Вы набрали анекдотов на следующий?

У меня их море. Главное, чтобы они работали на идею. Меня интересовал ландшафт, пейзаж, очерк в «Скунскамере». Вот Гоголь – это анекдоты и очерк, история и очерк – как в «Невском проспекте». Я писал несколько текстов, сознательно ориентируясь на Гоголя. Это важный автор для меня, как и Достоевский. Важно, чтобы все сложилось в общую картину мироздания. Я хочу говорить о важных вопросах, но смешно. Говорить о человеке и боге – но на уровне анекдота.

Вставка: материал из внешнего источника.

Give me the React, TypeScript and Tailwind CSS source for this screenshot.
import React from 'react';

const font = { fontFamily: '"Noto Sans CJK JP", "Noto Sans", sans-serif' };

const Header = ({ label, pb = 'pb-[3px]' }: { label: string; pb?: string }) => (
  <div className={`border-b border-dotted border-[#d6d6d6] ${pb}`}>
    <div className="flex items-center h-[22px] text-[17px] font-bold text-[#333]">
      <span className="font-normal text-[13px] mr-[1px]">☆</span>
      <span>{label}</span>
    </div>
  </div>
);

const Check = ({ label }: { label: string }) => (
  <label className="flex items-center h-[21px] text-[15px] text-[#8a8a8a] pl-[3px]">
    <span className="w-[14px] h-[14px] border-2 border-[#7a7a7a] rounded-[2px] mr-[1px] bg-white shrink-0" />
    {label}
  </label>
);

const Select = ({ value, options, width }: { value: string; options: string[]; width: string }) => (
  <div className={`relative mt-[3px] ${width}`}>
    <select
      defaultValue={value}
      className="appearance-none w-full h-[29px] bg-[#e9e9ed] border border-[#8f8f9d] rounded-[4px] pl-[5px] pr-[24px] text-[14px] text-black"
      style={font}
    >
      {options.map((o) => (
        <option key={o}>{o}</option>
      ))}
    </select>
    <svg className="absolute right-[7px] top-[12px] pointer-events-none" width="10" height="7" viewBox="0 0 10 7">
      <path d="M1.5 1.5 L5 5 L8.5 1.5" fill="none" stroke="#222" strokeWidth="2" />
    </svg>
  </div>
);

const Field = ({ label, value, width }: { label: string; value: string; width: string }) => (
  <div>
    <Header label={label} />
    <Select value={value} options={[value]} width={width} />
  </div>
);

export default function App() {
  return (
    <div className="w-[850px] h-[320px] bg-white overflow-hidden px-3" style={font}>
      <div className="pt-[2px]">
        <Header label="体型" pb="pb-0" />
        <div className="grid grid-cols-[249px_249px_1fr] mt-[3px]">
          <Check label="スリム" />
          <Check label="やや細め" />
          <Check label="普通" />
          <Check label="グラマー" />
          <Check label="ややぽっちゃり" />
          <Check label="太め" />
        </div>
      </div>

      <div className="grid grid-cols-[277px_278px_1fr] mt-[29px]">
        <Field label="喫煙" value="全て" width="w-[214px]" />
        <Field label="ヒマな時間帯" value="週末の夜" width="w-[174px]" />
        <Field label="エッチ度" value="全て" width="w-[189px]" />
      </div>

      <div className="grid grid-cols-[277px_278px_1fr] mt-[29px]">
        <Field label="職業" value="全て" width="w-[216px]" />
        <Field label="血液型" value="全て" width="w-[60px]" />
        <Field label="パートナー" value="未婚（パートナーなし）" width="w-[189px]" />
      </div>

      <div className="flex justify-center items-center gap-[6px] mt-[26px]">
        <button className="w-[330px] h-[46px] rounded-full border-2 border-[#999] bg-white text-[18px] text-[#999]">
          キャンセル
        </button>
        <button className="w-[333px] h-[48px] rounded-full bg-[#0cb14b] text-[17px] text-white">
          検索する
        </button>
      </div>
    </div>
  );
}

Не все, что произносится сложным языком, является действительно важным и умным. Необязательно интеллектуал является умным человеком. Иногда в простых вещах есть сложность. Самые простые вещи – самые сложные. Господь Бог – это чистый свет, он страшно прост. Но вряд ли кто-то скажет что можно понять замысел мироздания, извините (смеется). Я думаю, такие вещи можно решить с помощью казусов, анекдотов. Помирить сложность и простоту, трагедийность и смех. Это хорошая задача для писателя.

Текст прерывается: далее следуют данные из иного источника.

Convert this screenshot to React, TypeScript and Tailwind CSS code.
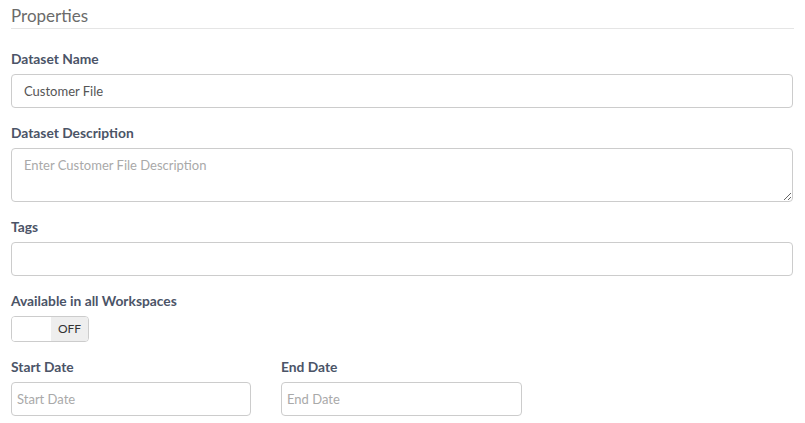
import { useState } from "react";

const labelCls = "block text-[13.8px] font-bold text-[#4b5467] leading-[16px] mb-[7px]";
const inputCls =
  "block w-full h-[34px] border border-[#cccccc] rounded-[4px] bg-white text-[13px] text-[#555555] placeholder:text-[#a9a9a9] focus:outline-none";

export default function App() {
  const [name, setName] = useState("Customer File");
  const [available, setAvailable] = useState(false);

  return (
    <main className="w-[805px] h-[423px] bg-white px-[11px] pt-[5px] font-['Lato',sans-serif]">
      <h2 className="text-[17px] leading-[22px] text-[#6b6b6b] pb-[1px] border-b border-[#e5e5e5]">Properties</h2>

      <div className="w-[782px] mt-[22px]">
        <label className={labelCls}>Dataset Name</label>
        <input
          type="text"
          className={`${inputCls} px-[12px]`}
          value={name}
          onChange={(e) => setName(e.target.value)}
        />

        <label className={`${labelCls} mt-[17px]`}>Dataset Description</label>
        <textarea
          className={`${inputCls} h-[54px] px-[12px] pt-[7px] resize-y`}
          placeholder="Enter Customer File Description"
        />

        <label className={`${labelCls} mt-[17px]`}>Tags</label>
        <input type="text" className={`${inputCls} px-[12px]`} />

        <label className={`${labelCls} mt-[17px]`}>Available in all Workspaces</label>
        <button
          onClick={() => setAvailable(!available)}
          className="flex w-[78px] h-[26px] border border-[#cccccc] rounded-[4px] overflow-hidden bg-white"
        >
          <span className="w-[39px] h-full bg-white" />
          <span className="flex-1 h-full bg-[#eeeeee] flex items-center justify-center text-[12px] text-[#333333]">
            {available ? "ON" : "OFF"}
          </span>
        </button>

        <div className="flex gap-[30px] mt-[17px]">
          <div className="w-[240px]">
            <label className={labelCls}>Start Date</label>
            <input type="text" className={`${inputCls} px-[5px]`} placeholder="Start Date" />
          </div>
          <div className="w-[241px]">
            <label className={labelCls}>End Date</label>
            <input type="text" className={`${inputCls} px-[5px]`} placeholder="End Date" />
          </div>
        </div>
      </div>
    </main>
  );
}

ВАЖНО ЗНАТЬ: Аствацатуров — потомственный интеллигент, внук академика Виктора Жирмунского. Дипломную защитил по Джойсу, кандидатскую – по Элиоту. Преподает в СпбГУ и Смольном институте свободных искусств и наук. Дебютный роман «Люди в голом» (2009) вошёл в шорт-листы премии «Новая словесность», премии «Национальный бестселлер» и лонг-лист премии «Русский Букер». За него он получил премию «ТОП-50». Вторая книга «Скунскамера» (2010) вошла в шорт-лист премии им. Довлатова, в шорт-лист премии «Новая словесность», шорт-лист премии «Топ-50», лонг-лист премий «Национальный бестселлер» и «Большая книга».